Retail investors see inflation as biggest threat to their portfolios
eToro’s inaugural Retail Investor Beat, which surveyed 6,000 retail investors across 12 countries, revealed that the rising cost of goods and services is seemingly influencing investors’ portfolios.
Traditional hedges such as real estate were popular portfolio picks (22 per cent), and 40 per cent of respondents noted that precious metals such as gold presented the best commodity-buying opportunity over the next 12 months. Mostly, however, portfolios were made up of equities (62 per cent), bonds (39 per cent) and cash (28 per cent).
25 per cent of retail investors surveyed globally had invested in cryptoassets – although this was only 17 per cent in the UK. Investors aged 18-34 were the most pro-crypto, with 46 per cent saying their portfolio contained these assets.
UK investors (36 per cent) were less concerned about inflation than some of their international peers (38 per cent globally), with investors in Poland (55 per cent), the US (51 per cent), and Germany (48 per cent) ranking it as a more prominent threat. Globally, men (42 per cent) saw rising inflation as more of a threat than women (34 per cent) – who were equally concerned about the risk the state of the global economy poses to their investments.
When it came to managing their investments and making decisions, personal recommendations were investors’ main sources of information (37 per cent) followed by the media (37 per cent) or independent research via Google (34 per cent). Women were more likely to turn to friends and family (43 per cent), whereas men preferred the media (40 per cent) or Google (35 per cent) as their primary point of reference.
Ben Laidler, Global Markets Strategist at eToro, says: “The data shows retail investors have balanced portfolios; they’re 60:40. They’re holding cash and focusing on fundamentals like diversification to spread their risk – which is the golden rule when markets are unpredictable, as they have been over the last few months. They’re also asking for help – no one has a magic investing formula and spreading knowledge by talking about investing or doing research is key to becoming a better investor.”

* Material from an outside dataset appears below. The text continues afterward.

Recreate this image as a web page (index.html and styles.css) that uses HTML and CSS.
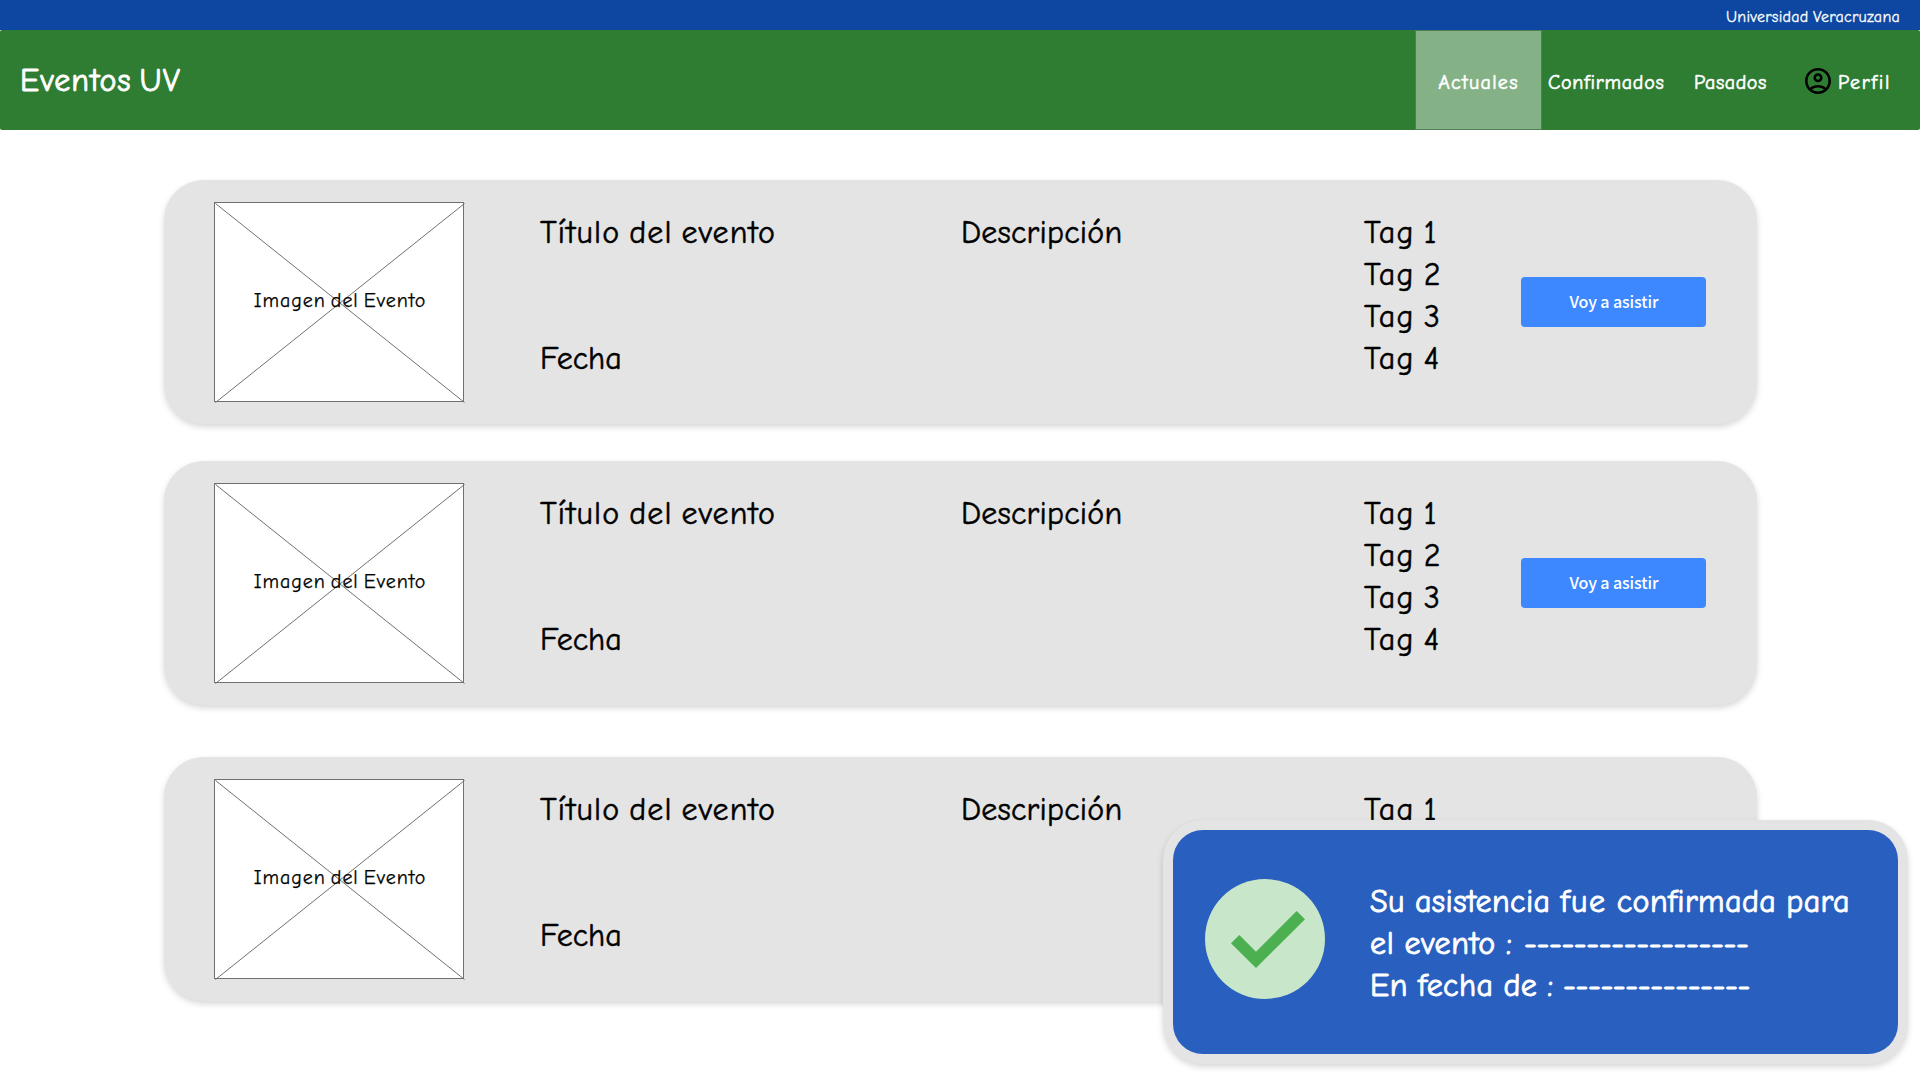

With regards to the markets themselves, two in five (40 per cent) retail investors believe global markets are in bubble territory as stock prices reach new highs. The news comes as many major stock indices, such as the S&P 500 in the US, Dax 30 in Germany and CAC 40 in France, have hit or are at near-record highs.
Just 15 per cent of the 6,000 investors surveyed believe markets are fairly or undervalued, while 45 per cent neither agreed nor disagreed, perhaps signalling uncertainty about future market performance.
However, despite varying opinions on whether the market is overheated, few believe that another market crash is on the horizon. eToro’s data shows that just one in four (27 per cent) respondents believe it is likely there will be a significant slump in share prices. Investors in Poland are most worried about an imminent crash, with 39 per cent of those surveyed saying they believe we will see one in the next three months. They are followed by investors in France (36 per cent), Romania (35 per cent), Spain (30 per cent) and the Czech Republic (30 per cent), the US (29 per cent), the UK (26 per cent), Italy (25 per cent) and Australia (25 per cent), Germany (22 per cent), Denmark (17 per cent) and the Netherlands (15 per cent).
Ben Laidler says: “This is probably the clearest signal yet that everyday investors believe markets are overpriced. However, as history has shown us, that does not necessarily mean that a new crash is on the horizon.
“It’s worth remembering that, while valuations are high, equities are currently cheap compared to bonds, and the fact that just one in four investors believe that another correction is due before the end of the year suggests that many of them are willing to carry on paying current valuations – for now, at least.
“The global economy is in a strange state at the moment. For perhaps the first time in history, central banks around the world are happy to let inflation run hot for a short period in order to let their economies recover from the pandemic.
“That provides incentive for investors to keep putting their money into equities, which have proven to be the only long-term asset able to consistently deliver inflation-beating returns.
“Even when central banks do begin to increase rates, I can’t see it taking the shine off of stocks; instead, I think we’ll just see retail investors shifting out of growth stocks and into cyclicals – something which has already been happening to some degree recently. The positive is that over half of investors (53 per cent) think their investments will get better over the next 12 months, revealing a bullishness despite the world not quite being sure as to what is going to happen next, as we finally look to move out of Covid-19’s shadow.”